If our land is really wet, we won’t go and lift our plants. Instead, we will wait for the best time to lift so that our soil doesn’t suffer. If we go out when it’s too wet, the soil gets compacted easily and the oxygen gets squeezed out. This means that, in the future, any plants in that soil don’t grow as well. Too much growing in depleted soil will make it harder for wild plants to reclaim the land long after we’re gone.

Our Seed

Collection

In order for us to grow great plants, we use the highest quality seeds taken from the best sources we can find. Unlike nurseries that buy their seed from multiple localities at the cheapest price, we collect ours from the best provenances available at the time, for each individual species – each seed we plant is fully traceable and certified.

We try to keep things local as well - if any super strong trees in our area catch our eye, we’ll collect seeds from them.  Our sweet chestnut comes from just down the road.

We lay down ground sheets to collect seeds that fall naturally or go and pick fallen seed by hand and collect in buckets for smaller batches.
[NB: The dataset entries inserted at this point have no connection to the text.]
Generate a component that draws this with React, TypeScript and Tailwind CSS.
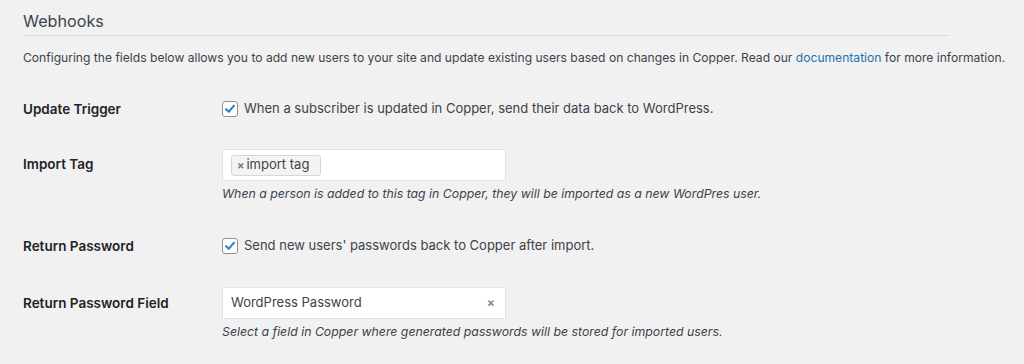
import React from "react";

function Check() {
  return (
    <span className="flex h-4 w-4 shrink-0 items-center justify-center rounded-[3px] border border-[#8c8f94] bg-white">
      <svg viewBox="0 0 16 16" className="h-[14px] w-[14px]">
        <path d="M3.5 8.2 L6.6 11.2 L12.6 4.2" fill="none" stroke="#2a86c4" strokeWidth="2.4" strokeLinecap="round" strokeLinejoin="round" />
      </svg>
    </span>
  );
}

export default function App() {
  return (
    <div className="h-[364px] w-[1024px] overflow-hidden bg-[#f1f1f1] text-[#3c434a]" style={{ fontFamily: "Inter, 'Noto Sans', sans-serif" }}>
      <div className="pl-[23px] pr-[75px] pt-[11px]">
        <h2 className="text-[16.2px] leading-[20px] font-normal text-[#3c434a]">Webhooks</h2>
        <div className="mt-[4px] h-px w-[926px] bg-[#dcdcde]" />
      </div>
      <p className="pl-[23px] pt-[13px] text-[12.1px] leading-[18px] whitespace-nowrap">
        Configuring the fields below allows you to add new users to your site and update existing users based on changes in Copper. Read our{" "}
        <span className="text-[#2271b1]">documentation</span> for more information.
      </p>
      <div className="pl-[23px]">
        <div className="flex h-[32px] items-center mt-[26px]">
          <div className="w-[199px] text-[13.5px] font-semibold text-[#1d2327]">Update Trigger</div>
          <div className="flex items-center gap-[6px] text-[13px]">
            <Check />
            <span>When a subscriber is updated in Copper, send their data back to WordPress.</span>
          </div>
        </div>
        <div className="flex mt-[24px]">
          <div className="w-[199px] pt-[5px] text-[13.5px] font-semibold text-[#1d2327]">Import Tag</div>
          <div>
            <div className="flex h-[32px] w-[284px] items-center border border-[#e4e4e4] bg-white px-[8px]">
              <span className="flex h-[21px] items-center rounded-[3px] border border-[#d7d7d7] bg-[#f3f3f3] pl-[5px] pr-[11px] text-[13px]">
                <span className="mr-[2px] text-[11px] font-bold text-[#777]">×</span>import tag
              </span>
            </div>
            <div className="mt-[4px] text-[12.3px] italic leading-[18px] text-[#3c434a]">
              When a person is added to this tag in Copper, they will be imported as a new WordPres user.
            </div>
          </div>
        </div>
        <div className="flex h-[32px] items-center mt-[27px]">
          <div className="w-[199px] text-[13.5px] font-semibold text-[#1d2327]">Return Password</div>
          <div className="flex items-center gap-[6px] text-[13px]">
            <Check />
            <span>Send new users' passwords back to Copper after import.</span>
          </div>
        </div>
        <div className="flex mt-[25px]">
          <div className="w-[199px] pt-[6px] text-[13.5px] font-semibold text-[#1d2327]">Return Password Field</div>
          <div>
            <div className="flex h-[32px] w-[284px] items-center justify-between border border-[#e4e4e4] bg-white pl-[8px] pr-[10px] text-[13px]">
              <span>WordPress Password</span>
              <span className="text-[12px] font-bold text-[#888]">×</span>
            </div>
            <div className="mt-[4px] text-[12.3px] italic leading-[18px] text-[#3c434a]">
              Select a field in Copper where generated passwords will be stored for imported users.
            </div>
          </div>
        </div>
      </div>
    </div>
  );
}
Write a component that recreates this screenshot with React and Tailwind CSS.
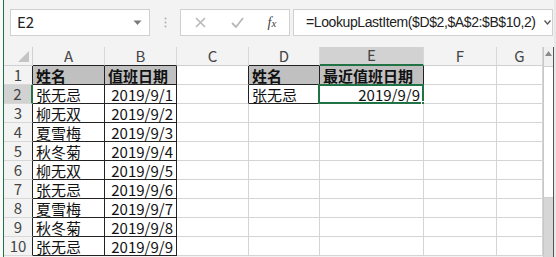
import React from "react";

const cols = ["A", "B", "C", "D", "E", "F", "G"];

const data = [
	["姓名", "值班日期", "", "姓名", "最近值班日期"],
	["张无忌", "2019/9/1", "", "张无忌", "2019/9/9"],
	["柳无双", "2019/9/2"],
	["夏雪梅", "2019/9/3"],
	["秋冬菊", "2019/9/4"],
	["柳无双", "2019/9/5"],
	["张无忌", "2019/9/6"],
	["夏雪梅", "2019/9/7"],
	["秋冬菊", "2019/9/8"],
	["张无忌", "2019/9/9"],
];

const font = { fontFamily: '"Noto Sans CJK SC", "Noto Sans", sans-serif' };

// which cells carry the black table borders
const inTable = (r, c) => c <= 1 || (r <= 1 && (c === 3 || c === 4));

const Cell = ({ r, c }) => {
	const value = (data[r] && data[r][c]) || "";
	const header = r === 0 && inTable(r, c) && value;
	const isDate = /^\d/.test(value);
	const boxed = inTable(r, c);
	// right border black when this cell or the next one is in a table
	const rightDark = boxed || inTable(r, c + 1);
	const bottomDark = boxed || inTable(r + 1, c);
	const selected = r === 1 && c === 4;

	return (
		<div
			className={
				"relative h-[19px] flex items-center px-[3px] text-[15px] leading-none text-[#111] border-r border-b " +
				(rightDark ? "border-r-[#222] " : "border-r-[#d4d4d4] ") +
				(bottomDark ? "border-b-[#222] " : "border-b-[#d4d4d4] ") +
				(header ? "bg-[#c0c0c0] font-semibold " : "bg-white ") +
				(isDate ? "justify-end" : "justify-start")
			}
		>
			<span className="whitespace-nowrap">{value}</span>
			{selected && (
				<>
					<div className="absolute -left-[2px] -top-[1px] -right-[1px] -bottom-[1px] border-2 border-[#217346]"></div>
					<div className="absolute -right-[3px] -bottom-[3px] w-[5px] h-[5px] bg-[#217346] border border-white"></div>
				</>
			)}
		</div>
	);
};

const App = () => {
	return (
		<div
			className="w-[556px] h-[257px] overflow-hidden bg-white flex"
			style={font}
		>
			<div className="w-[3px] bg-[#fafafa]"></div>
			<div className="w-[1px] bg-[#217346]"></div>
			<div className="flex-1 flex flex-col bg-[#f3f3f3]">
				{/* formula bar */}
				<div className="h-[47px] flex items-start pt-[9px] pl-[6px]">
					<div className="w-[140px] h-[27px] bg-white border border-[#d0d0d0] flex items-center pl-[6px] pr-[7px] justify-between">
						<span className="text-[15px] text-[#222]">E2</span>
						<svg width="9" height="6" viewBox="0 0 9 6">
							<path d="M0.5 0.5h8L4.5 5z" fill="#7a7a7a" />
						</svg>
					</div>
					<div className="w-[30px] h-[27px] flex items-center justify-center">
						<svg width="3" height="11" viewBox="0 0 3 11">
							<circle cx="1.5" cy="1.5" r="1" fill="#b0b0b0" />
							<circle cx="1.5" cy="5.5" r="1" fill="#b0b0b0" />
							<circle cx="1.5" cy="9.5" r="1" fill="#b0b0b0" />
						</svg>
					</div>
					<div className="w-[110px] h-[27px] bg-white border border-[#d0d0d0] flex items-center">
						<div className="w-[38px] flex justify-center">
							<svg width="11" height="11" viewBox="0 0 11 11">
								<path d="M1 1l9 9M10 1l-9 9" stroke="#b8b8b8" strokeWidth="1.6" />
							</svg>
						</div>
						<div className="w-[36px] flex justify-center">
							<svg width="13" height="11" viewBox="0 0 13 11">
								<path d="M1 6l4 4 7-9" stroke="#b8b8b8" strokeWidth="1.8" fill="none" />
							</svg>
						</div>
						<div className="w-[34px] flex justify-center">
							<span
								className="text-[14px] italic text-[#444]"
								style={{ fontFamily: '"Liberation Serif", serif' }}
							>
								f<span className="text-[11px]">x</span>
							</span>
						</div>
					</div>
					<div className="ml-[3px] w-[260px] h-[27px] bg-white border border-[#d0d0d0] flex items-center pl-[12px] pr-[1px] justify-between">
						<span
							className="text-[14px] tracking-[-0.4px] text-[#222] whitespace-nowrap"
							style={{ fontFamily: '"Liberation Sans", Arial, sans-serif' }}
						>
							=LookupLastItem($D$2,$A$2:$B$10,2)
						</span>
						<svg width="7" height="5" viewBox="0 0 7 5">
							<path d="M0.5 0.5L3.5 4L6.5 0.5" stroke="#555" strokeWidth="1.3" fill="none" />
						</svg>
					</div>
				</div>

				{/* sheet */}
				<div className="flex-1 flex">
					<div className="grid grid-cols-[29px_72px_72px_72px_71px_104px_73px_46px] content-start">
						{/* column header row */}
						<div className="h-[19px] bg-[#f3f3f3] border-r border-b border-[#d0d0d0] flex items-end justify-end p-[3px]">
							<svg width="11" height="11" viewBox="0 0 11 11">
								<path d="M11 0v11H0z" fill="#c4c4c4" />
							</svg>
						</div>
						{cols.map((col, c) => (
							<div
								key={col}
								className={
									"h-[19px] flex items-center justify-center text-[15px] text-[#444] border-r border-r-[#d8d8d8] " +
									(c === 4
										? "bg-[#d2d2d2] border-b-2 border-b-[#217346]"
										: "bg-[#f3f3f3] border-b " +
										  (inTable(0, c) ? "border-b-[#222]" : "border-b-[#d0d0d0]"))
								}
							>
								{col}
							</div>
						))}
						{data.map((row, r) => (
							<React.Fragment key={r}>
								<div
									className={
										"h-[19px] flex items-center justify-center text-[15px] text-[#444] border-b border-b-[#d8d8d8] " +
										(r === 1
											? "bg-[#d2d2d2] border-r-2 border-r-[#217346]"
											: "bg-[#f3f3f3] border-r border-r-[#222]")
									}
								>
									{r + 1}
								</div>
								{cols.map((col, c) => (
									<Cell key={col} r={r} c={c} />
								))}
							</React.Fragment>
						))}
					</div>
					{/* vertical scrollbar */}
					<div className="w-[10px] flex flex-col bg-[#f0f0f0] border-l border-[#c8c8c8]">
						<div className="h-[19px] flex justify-center pt-[4px]">
							<svg width="7" height="5" viewBox="0 0 7 5">
								<path d="M0 5L3.5 0L7 5z" fill="#8a8a8a" />
							</svg>
						</div>
						<div className="h-[132px] bg-white border-y border-[#d0d0d0]"></div>
						<div className="flex-1 bg-[#d6d6d6]"></div>
					</div>
					<div className="w-[1px] bg-[#555]"></div>
				</div>
			</div>
			<div className="w-[2px] bg-[#e8e8e8]"></div>
		</div>
	);
};

export default App;
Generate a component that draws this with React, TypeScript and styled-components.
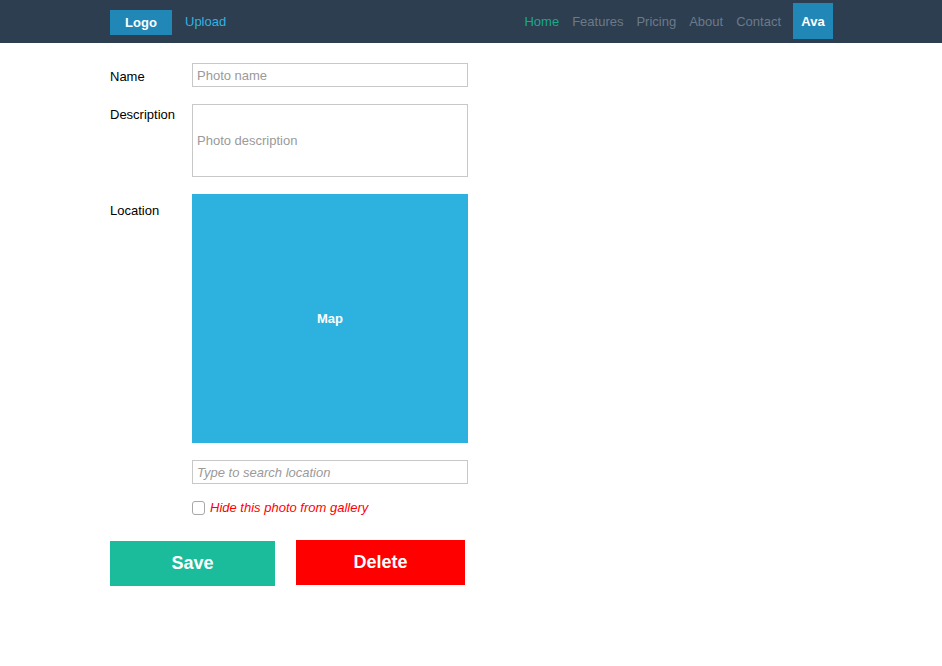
import React from "react";
import styled, { createGlobalStyle } from "styled-components";

const Global = createGlobalStyle`
  html, body { margin: 0; padding: 0; background: #fff; }
  body { font-family: "Liberation Sans", Arial, sans-serif; font-size: 13px; color: #000; }
  * { box-sizing: border-box; }
`;

const NavBar = styled.header`
  height: 43px;
  background: #2c3e50;
`;

const NavInner = styled.div`
  width: 723px;
  margin-left: 110px;
  height: 100%;
  display: flex;
  align-items: center;
  justify-content: space-between;
`;

const NavGroup = styled.div`
  display: flex;
  align-items: center;
`;

const Brand = styled.div`
  width: 62px;
  height: 25px;
  background: #2187b6;
  color: #fff;
  font-weight: 700;
  font-size: 13px;
  display: flex;
  align-items: center;
  justify-content: center;
  margin-right: 13px;
  margin-top: 1px;
`;

const NavLink = styled.a<{ $color: string }>`
  color: ${(p) => p.$color};
  font-size: 13px;
  text-decoration: none;
  margin-right: 13px;
`;

const Avatar = styled.div`
  width: 40px;
  height: 36px;
  background: #2187b6;
  color: #fff;
  font-weight: 700;
  font-size: 13px;
  display: flex;
  align-items: center;
  justify-content: center;
  margin-left: -1px;
  margin-bottom: 1px;
`;

const Main = styled.main`
  margin-left: 110px;
  width: 358px;
  padding-top: 20px;
  display: flex;
  flex-direction: column;
`;

const Row = styled.div<{ $gap: number }>`
  display: grid;
  grid-template-columns: 82px 276px;
  margin-bottom: ${(p) => p.$gap}px;
`;

const Label = styled.label<{ $top: number }>`
  font-size: 13px;
  line-height: 16px;
  padding-top: ${(p) => p.$top}px;
`;

const TextInput = styled.input<{ $italic?: boolean }>`
  width: 276px;
  height: 24px;
  border: 1px solid #c8c8c8;
  padding: 0 4px;
  font-family: "Liberation Sans", Arial, sans-serif;
  font-size: 13px;
  font-style: ${(p) => (p.$italic ? "italic" : "normal")};
  outline: none;
  &::placeholder { color: #9a9a9a; }
`;

const TextArea = styled.div`
  width: 276px;
  height: 73px;
  border: 1px solid #c8c8c8;
  padding: 0 4px;
  display: flex;
  align-items: center;
  color: #9a9a9a;
  font-size: 13px;
`;

const MapBox = styled.div`
  width: 276px;
  height: 249px;
  background: #2db1de;
  color: #fff;
  font-weight: 700;
  font-size: 13px;
  display: flex;
  align-items: center;
  justify-content: center;
`;

const CheckRow = styled.label`
  display: flex;
  align-items: center;
  color: #ff0000;
  font-style: italic;
  font-size: 13px;
  gap: 5px;
`;

const Box = styled.span`
  width: 13px;
  height: 14px;
  border: 1px solid #a8a8a8;
  border-radius: 3px;
  background: #fff;
  display: inline-block;
`;

const Buttons = styled.div`
  display: flex;
  align-items: flex-start;
  gap: 21px;
  margin-top: 25px;
`;

const Button = styled.button<{ $bg: string; $w: number; $top: number }>`
  width: ${(p) => p.$w}px;
  height: 45px;
  margin-top: ${(p) => p.$top}px;
  background: ${(p) => p.$bg};
  color: #fff;
  border: none;
  font-family: "Liberation Sans", Arial, sans-serif;
  font-weight: 700;
  font-size: 18px;
  padding: 0;
`;

export default function App() {
  return (
    <>
      <Global />
      <NavBar>
        <NavInner>
          <NavGroup>
            <Brand>Logo</Brand>
            <NavLink $color="#2fb3e4">Upload</NavLink>
          </NavGroup>
          <NavGroup>
            <NavLink $color="#1aa88a">Home</NavLink>
            <NavLink $color="#6c7a89">Features</NavLink>
            <NavLink $color="#6c7a89">Pricing</NavLink>
            <NavLink $color="#6c7a89">About</NavLink>
            <NavLink $color="#6c7a89">Contact</NavLink>
            <Avatar>Ava</Avatar>
          </NavGroup>
        </NavInner>
      </NavBar>
      <Main>
        <Row $gap={17}>
          <Label $top={6}>Name</Label>
          <TextInput placeholder="Photo name" />
        </Row>
        <Row $gap={17}>
          <Label $top={3}>Description</Label>
          <TextArea>Photo description</TextArea>
        </Row>
        <Row $gap={17}>
          <Label $top={9}>Location</Label>
          <MapBox>Map</MapBox>
        </Row>
        <Row $gap={16}>
          <span />
          <TextInput $italic placeholder="Type to search location" />
        </Row>
        <Row $gap={0}>
          <span />
          <CheckRow>
            <Box />
            Hide this photo from gallery
          </CheckRow>
        </Row>
        <Buttons>
          <Button $bg="#1abc9c" $w={165} $top={1}>Save</Button>
          <Button $bg="#ff0000" $w={169} $top={0}>Delete</Button>
        </Buttons>
      </Main>
    </>
  );
}
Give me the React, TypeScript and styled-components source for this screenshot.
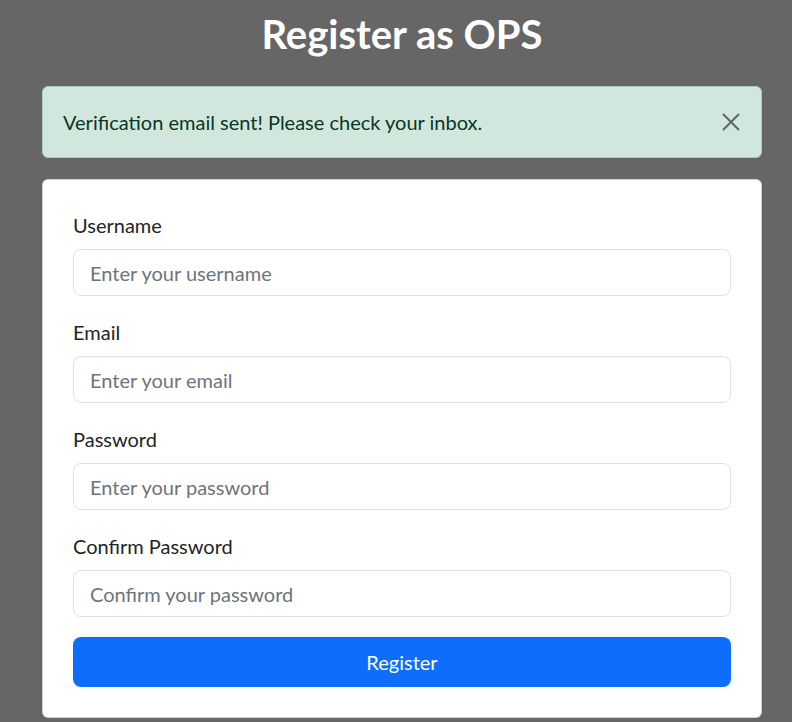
import React from "react";
import styled, { createGlobalStyle } from "styled-components";

const GlobalStyle = createGlobalStyle`
  html, body {
    margin: 0;
    padding: 0;
    background: #666666;
  }
  body {
    font-family: Lato, "Noto Sans", "Liberation Sans", sans-serif;
    color: #212529;
  }
  * { box-sizing: border-box; }
`;

const Container = styled.div`
  width: 720px;
  margin: 0 0 0 42px;
  padding-top: 10px;
`;

const Title = styled.h1`
  margin: 0 0 28px;
  text-align: center;
  color: #ffffff;
  font-size: 40px;
  line-height: 48px;
  height: 48px;
  font-weight: 700;
`;

const Alert = styled.div`
  display: flex;
  align-items: center;
  justify-content: space-between;
  height: 72px;
  padding: 0 20px;
  margin-bottom: 21px;
  background: #d1e7dd;
  border: 1px solid #a3cfbb;
  border-radius: 6px;
  color: #0a3622;
  font-size: 20px;
  line-height: 30px;
`;

const CloseButton = styled.button`
  display: flex;
  align-items: center;
  justify-content: center;
  width: 20px;
  height: 20px;
  padding: 0;
  border: 0;
  background: transparent;
  cursor: pointer;
  opacity: 0.55;
`;

const Card = styled.div`
  background: #ffffff;
  border: 1px solid rgba(0, 0, 0, 0.175);
  border-radius: 6px;
  padding: 30px;
  box-shadow: 0 1px 2px rgba(0, 0, 0, 0.12);
`;

const Field = styled.div`
  margin-bottom: 21px;
`;

const Label = styled.label`
  display: block;
  font-size: 20px;
  line-height: 30px;
  height: 30px;
  margin-bottom: 9px;
  color: #212529;
`;

const Input = styled.input`
  display: block;
  width: 100%;
  height: 47px;
  padding: 0 16px;
  border: 1px solid #dee2e6;
  border-radius: 8px;
  font-family: inherit;
  font-size: 20px;
  color: #212529;
  background: #ffffff;
  outline: none;
  &::placeholder {
    color: #6c757d;
    opacity: 1;
  }
`;

const SubmitButton = styled.button`
  display: block;
  width: 100%;
  height: 50px;
  margin-top: -1px;
  border: 0;
  border-radius: 8px;
  background: #0d6efd;
  color: #ffffff;
  font-family: inherit;
  font-size: 20px;
  cursor: pointer;
`;

const fields = [
  { id: "username", label: "Username", type: "text", placeholder: "Enter your username" },
  { id: "email", label: "Email", type: "email", placeholder: "Enter your email" },
  { id: "password", label: "Password", type: "password", placeholder: "Enter your password" },
  { id: "confirm", label: "Confirm Password", type: "password", placeholder: "Confirm your password" },
];

export default function App() {
  return (
    <>
      <GlobalStyle />
      <Container>
        <Title>Register as OPS</Title>
        <Alert>
          <span>Verification email sent! Please check your inbox.</span>
          <CloseButton aria-label="Close">
            <svg width="20" height="20" viewBox="0 0 20 20">
              <path d="M2 2 L18 18 M18 2 L2 18" stroke="#000" strokeWidth="2" fill="none" />
            </svg>
          </CloseButton>
        </Alert>
        <Card>
          {fields.map((f) => (
            <Field key={f.id}>
              <Label htmlFor={f.id}>{f.label}</Label>
              <Input id={f.id} type={f.type} placeholder={f.placeholder} />
            </Field>
          ))}
          <SubmitButton>Register</SubmitButton>
        </Card>
      </Container>
    </>
  );
}
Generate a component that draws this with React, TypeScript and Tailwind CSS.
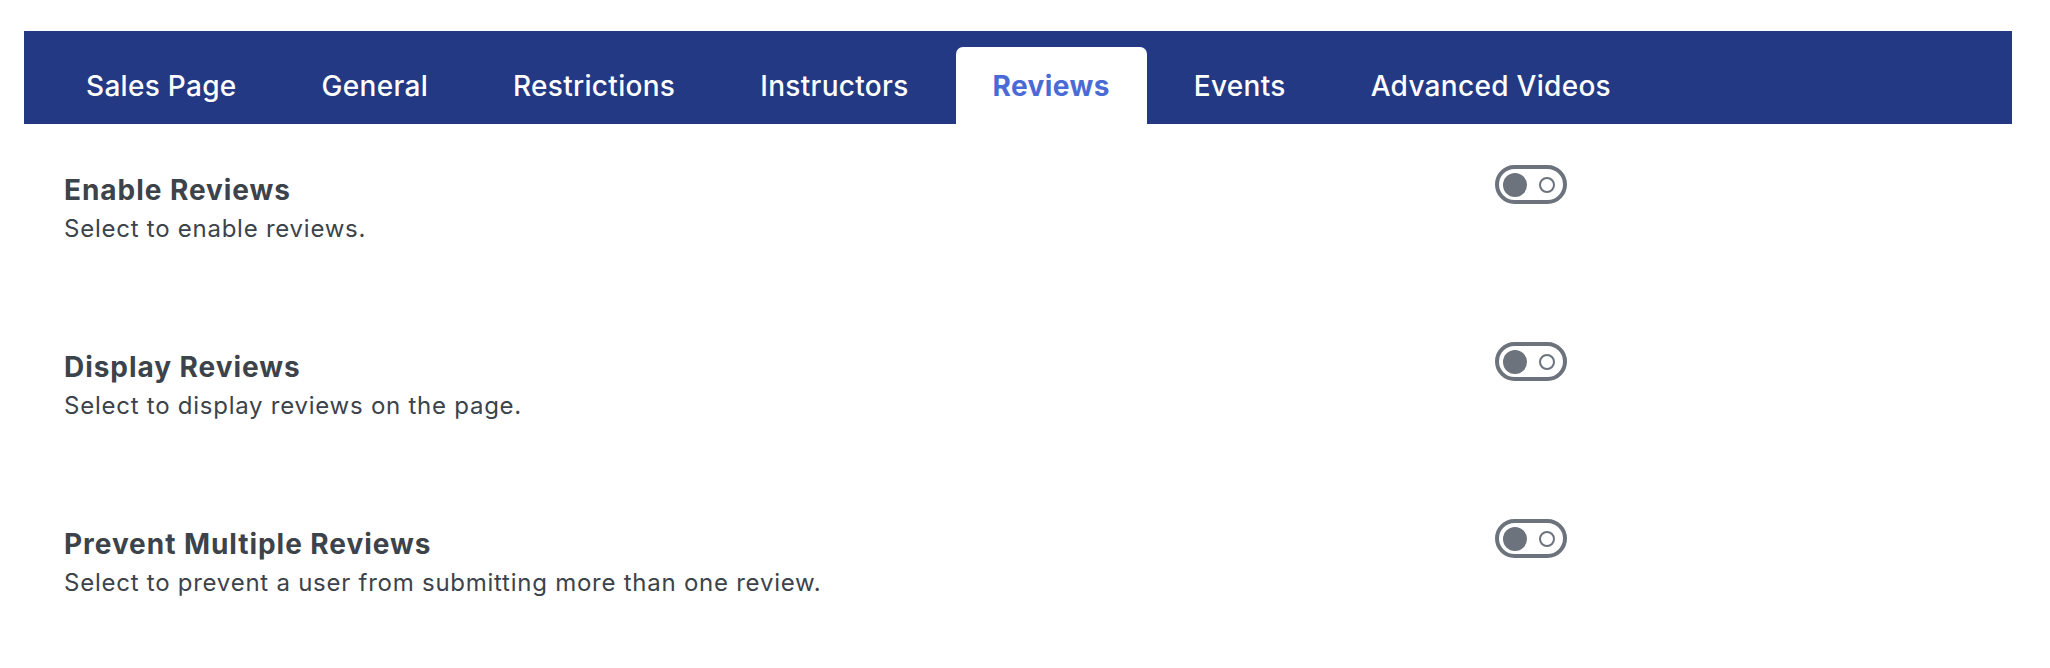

For times when we need to collect directly off the trees, like with our conifers, we send our trusty tree surgeons to remove them. We try to minimise the effect we have on the environment, so we like to use our hands whenever we can.

Storage and quality

Once we’ve got our seeds, we extract and clean them ready for cold storage. Our storage unit is kept between 2°C and 5°C, creating an artificial winter to keep the seeds dormant. Every two weeks, we turn the seeds to improve the air flow and allow each seed to get some fresh air. We also do regular quality inspections to make sure the seed lives up to our standards, and any bad seeds are removed – as soon as we see any small signs of seeds turning, we get rid of them so they can’t affect the rest of the batch. We don’t just plant and hope for the best – we make sure all our seeds are equally good before they get anywhere near the soil.

Sowing

So we’ve got great seeds that live up to our standards, and they’re ready to go in the ground. Do we just plant them and walk away?

Of course we don’t!

We know how much the final product can be affected by what time the seed is sown, so we always sow at the best time to encourage strong initial growth. Weather, moisture content, temperature - it’s all taken into account before anyone gets their hands dirty. If we don’t think the seeds are ready or the conditions aren’t ideal, we wait. The more time we spend caring for our seeds at the beginning, the better our plants grow in your garden years down the line.

Cuttings

Not all of our plants are grown from seeds. Our vast stock bed of our very own mother plants has been here for over twenty years, and we plant cuttings from them to supplement our seed grown plants. Plenty of nurseries import their cuttings alongside their seed, usually supplied by the lowest bidder. They’ve never seen the plants the cuttings come from, and a single batch could have cuttings from several different countries, each with their own native pests and diseases.

With imported cuttings, you won’t know if you’ve ended up with a sick or weak plant until they’re in your garden. They might appear fine for a short time, but it’s all too common for problems to arise come Spring. If one of our mother plants is ever sick, we don’t grow from its cuttings.

Since we’ve cared for our mother plants for so long, we know exactly how strong and healthy they are. The great thing is that, since cuttings produce a genetically identical plant, they’re going to grow just as strong in your garden, too.